12.6. Relationship of Parties. 
The parties acknowledge that Arcalea is an independent contractor. Nothing in this Agreement or any Quote will be construed as creating a partnership, joint venture, agency, or fiduciary relationship between the parties, or as authorizing either party to act as agent for the other or to enter into contracts on behalf of the other, or to hold themselves out to any third party as an agent of the other.

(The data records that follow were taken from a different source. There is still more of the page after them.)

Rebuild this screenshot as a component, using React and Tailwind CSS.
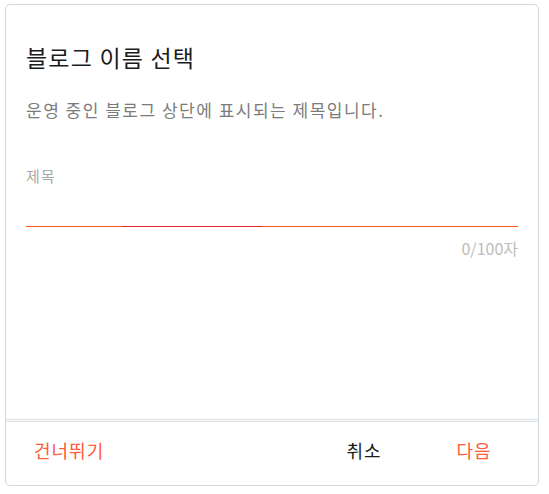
export default function App() {
  return (
    <div
      className="min-h-screen bg-white pt-[4px] pl-[5px]"
      style={{ fontFamily: '"Noto Sans CJK KR", "Noto Sans", sans-serif' }}
    >
      <div className="w-[534px] h-[482px] flex flex-col bg-white border border-[#cfd8de] rounded-[5px]">
        {/* body */}
        <div className="flex-1 px-5 pt-[37px] border-b border-[#dcdfe2]">
          <h2 className="text-[23px] leading-[30px] tracking-[1.2px] text-[#1b1b1b] font-normal">
            블로그 이름 선택
          </h2>
          <p className="mt-[25px] text-[17px] leading-[26px] tracking-[1.5px] text-[#7b7b7b]">
            운영 중인 블로그 상단에 표시되는 제목입니다.
          </p>

          <div className="mt-[43px]">
            <label className="block text-[15px] leading-[20px] tracking-[1px] text-[#a8a8a8]">
              제목
            </label>
            <input
              className="block w-full h-[40px] outline-none bg-transparent text-[16px]"
              type="text"
            />
            {/* focus underline, mid-animation */}
            <div className="flex h-px">
              <div className="w-[96px] bg-[#ff5722]" />
              <div className="w-[140px] bg-[#e8223a]" />
              <div className="flex-1 bg-[#ff5722]" />
            </div>
            <div className="mt-[10px] text-right text-[16px] leading-[22px] text-[#bdbdbd]">
              0/100자
            </div>
          </div>
        </div>

        {/* footer */}
        <div className="mt-px h-[64px] pb-[6px] flex items-center px-5 border-t border-[#dcdfe2] text-[18px] tracking-[1px]">
          <button className="px-2 text-[#ff5a3a]">건너뛰기</button>
          <div className="flex-1" />
          <button className="w-[88px] text-center text-[#1b1b1b]">취소</button>
          <button className="ml-[22px] w-[88px] text-center text-[#ff5a3a]">다음</button>
        </div>
      </div>
    </div>
  );
}
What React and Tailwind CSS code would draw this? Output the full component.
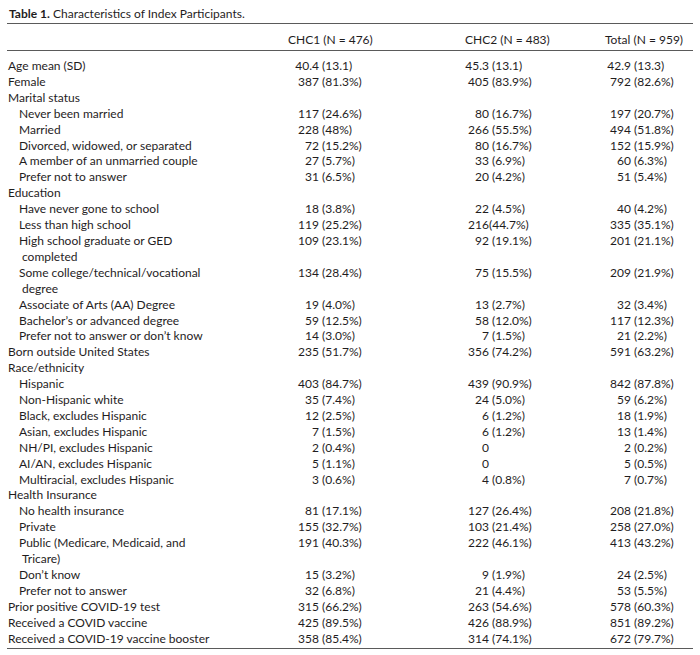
const rows = [
  { label: 'Age mean (SD)', values: [['40.4', ' (13.1)'], ['45.3', ' (13.1)'], ['42.9', ' (13.3)']] },
  { label: 'Female', values: [['387', ' (81.3%)'], ['405', ' (83.9%)'], ['792', ' (82.6%)']] },
  { label: 'Marital status' },
  { label: 'Never been married', sub: true, values: [['117', ' (24.6%)'], ['80', ' (16.7%)'], ['197', ' (20.7%)']] },
  { label: 'Married', sub: true, values: [['228', ' (48%)'], ['266', ' (55.5%)'], ['494', ' (51.8%)']] },
  { label: 'Divorced, widowed, or separated', sub: true, values: [['72', ' (15.2%)'], ['80', ' (16.7%)'], ['152', ' (15.9%)']] },
  { label: 'A member of an unmarried couple', sub: true, values: [['27', ' (5.7%)'], ['33', ' (6.9%)'], ['60', ' (6.3%)']] },
  { label: 'Prefer not to answer', sub: true, values: [['31', ' (6.5%)'], ['20', ' (4.2%)'], ['51', ' (5.4%)']] },
  { label: 'Education' },
  { label: 'Have never gone to school', sub: true, values: [['18', ' (3.8%)'], ['22', ' (4.5%)'], ['40', ' (4.2%)']] },
  { label: 'Less than high school', sub: true, values: [['119', ' (25.2%)'], ['216', '(44.7%)'], ['335', ' (35.1%)']] },
  { label: 'High school graduate or GED', more: 'completed', sub: true, values: [['109', ' (23.1%)'], ['92', ' (19.1%)'], ['201', ' (21.1%)']] },
  { label: 'Some college/technical/vocational', more: 'degree', sub: true, values: [['134', ' (28.4%)'], ['75', ' (15.5%)'], ['209', ' (21.9%)']] },
  { label: 'Associate of Arts (AA) Degree', sub: true, values: [['19', ' (4.0%)'], ['13', ' (2.7%)'], ['32', ' (3.4%)']] },
  { label: 'Bachelor’s or advanced degree', sub: true, values: [['59', ' (12.5%)'], ['58', ' (12.0%)'], ['117', ' (12.3%)']] },
  { label: 'Prefer not to answer or don’t know', sub: true, values: [['14', ' (3.0%)'], ['7', ' (1.5%)'], ['21', ' (2.2%)']] },
  { label: 'Born outside United States', values: [['235', ' (51.7%)'], ['356', ' (74.2%)'], ['591', ' (63.2%)']] },
  { label: 'Race/ethnicity' },
  { label: 'Hispanic', sub: true, values: [['403', ' (84.7%)'], ['439', ' (90.9%)'], ['842', ' (87.8%)']] },
  { label: 'Non-Hispanic white', sub: true, values: [['35', ' (7.4%)'], ['24', ' (5.0%)'], ['59', ' (6.2%)']] },
  { label: 'Black, excludes Hispanic', sub: true, values: [['12', ' (2.5%)'], ['6', ' (1.2%)'], ['18', ' (1.9%)']] },
  { label: 'Asian, excludes Hispanic', sub: true, values: [['7', ' (1.5%)'], ['6', ' (1.2%)'], ['13', ' (1.4%)']] },
  { label: 'NH/PI, excludes Hispanic', sub: true, values: [['2', ' (0.4%)'], ['0', ''], ['2', ' (0.2%)']] },
  { label: 'AI/AN, excludes Hispanic', sub: true, values: [['5', ' (1.1%)'], ['0', ''], ['5', ' (0.5%)']] },
  { label: 'Multiracial, excludes Hispanic', sub: true, values: [['3', ' (0.6%)'], ['4', ' (0.8%)'], ['7', ' (0.7%)']] },
  { label: 'Health Insurance' },
  { label: 'No health insurance', sub: true, values: [['81', ' (17.1%)'], ['127', ' (26.4%)'], ['208', ' (21.8%)']] },
  { label: 'Private', sub: true, values: [['155', ' (32.7%)'], ['103', ' (21.4%)'], ['258', ' (27.0%)']] },
  { label: 'Public (Medicare, Medicaid, and', more: 'Tricare)', sub: true, values: [['191', ' (40.3%)'], ['222', ' (46.1%)'], ['413', ' (43.2%)']] },
  { label: 'Don’t know', sub: true, values: [['15', ' (3.2%)'], ['9', ' (1.9%)'], ['24', ' (2.5%)']] },
  { label: 'Prefer not to answer', sub: true, values: [['32', ' (6.8%)'], ['21', ' (4.4%)'], ['53', ' (5.5%)']] },
  { label: 'Prior positive COVID-19 test', values: [['315', ' (66.2%)'], ['263', ' (54.6%)'], ['578', ' (60.3%)']] },
  { label: 'Received a COVID vaccine', values: [['425', ' (89.5%)'], ['426', ' (88.9%)'], ['851', ' (89.2%)']] },
  { label: 'Received a COVID-19 vaccine booster', values: [['358', ' (85.4%)'], ['314', ' (74.1%)'], ['672', ' (79.7%)']] },
];

// number boxes end at the same x in every row, so the "(" lines up
const colWidths = ['w-[170px]', 'w-[142px]', 'flex-1'];

function Value({ value, width }) {
  if (!value) return <div className={width} />;
  const [num, rest] = value;
  return (
    <div className={`${width} whitespace-pre`}>
      <span className="inline-block w-[30px] text-right">{num}</span>
      <span>{rest}</span>
    </div>
  );
}

function Row({ row }) {
  return (
    <>
      <div className="flex">
        <div className={`w-[282px] shrink-0 ${row.sub ? 'pl-[12px]' : 'pl-[1px]'}`}>{row.label}</div>
        {colWidths.map((w, i) => (
          <Value key={i} width={w} value={row.values?.[i]} />
        ))}
      </div>
      {row.more ? <div className="pl-[15px]">{row.more}</div> : null}
    </>
  );
}

export default function App() {
  return (
    <div className="w-[700px] h-[655px] bg-white text-[#1f1d1e] px-[7px] pt-[6px] font-['Lato',sans-serif] text-[12px] leading-[15.9px]">
      <p className="pl-[2px] leading-[16px]">
        <span className="font-bold">Table 1.</span>
        <span>{'  '}Characteristics of Index Participants.</span>
      </p>
      <div className="mt-[1px] h-px bg-[#5a5a5a]" />
      <div className="flex pt-[8px] pb-[2px] leading-[16px]">
        <div className="w-[281px] shrink-0" />
        <div className="w-[177px]">CHC1 (N = 476)</div>
        <div className="w-[140px]">CHC2 (N = 483)</div>
        <div className="flex-1">Total (N = 959)</div>
      </div>
      <div className="h-px bg-[#5a5a5a]" />
      <div className="pt-[7px] pb-[1px]">
        {rows.map((row, i) => (
          <Row key={i} row={row} />
        ))}
      </div>
      <div className="h-px bg-[#5a5a5a]" />
    </div>
  );
}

12.7. Amendments/Modifications. 
This Agreement may be amended or modified only by a separate writing signed by both parties.

12.8. Force Majeure. 
Arcalea shall not be held liable for any delay or failure in the performance of its obligations under this Agreement from any cause beyond its reasonable control, including acts of God, acts of civil or military authority, delay or failure to receive any required government approvals, embargoes, pandemics, epidemics, war, terrorist acts, riots, strikes, fires, explosions, earthquakes, floods, power blackouts affecting facilities, or delays caused by Client’s inability to secure the proper infrastructure or technical environment for Services.

12.9. Conflicting Terms.
If there is an inconsistency or discrepancy between these Terms and Conditions and any Quote or any other Project-related agreement, the provisions of these Terms and Conditions shall control, unless the Quote or other Project-related agreement expressly amends or disclaims the conflicting language.

12.10. Waiver.
A waiver by either party of any term or condition of this Agreement in one or more instances must be signed in writing and will not constitute a permanent waiver of the term or condition or any other term or condition of this Agreement or a general waiver.

12.11. Entire Agreement. 
This Agreement constitutes the entire agreement between the parties with respect to the subject matter hereof and supersedes any prior oral or written agreements between the parties concerning the subject matter hereof.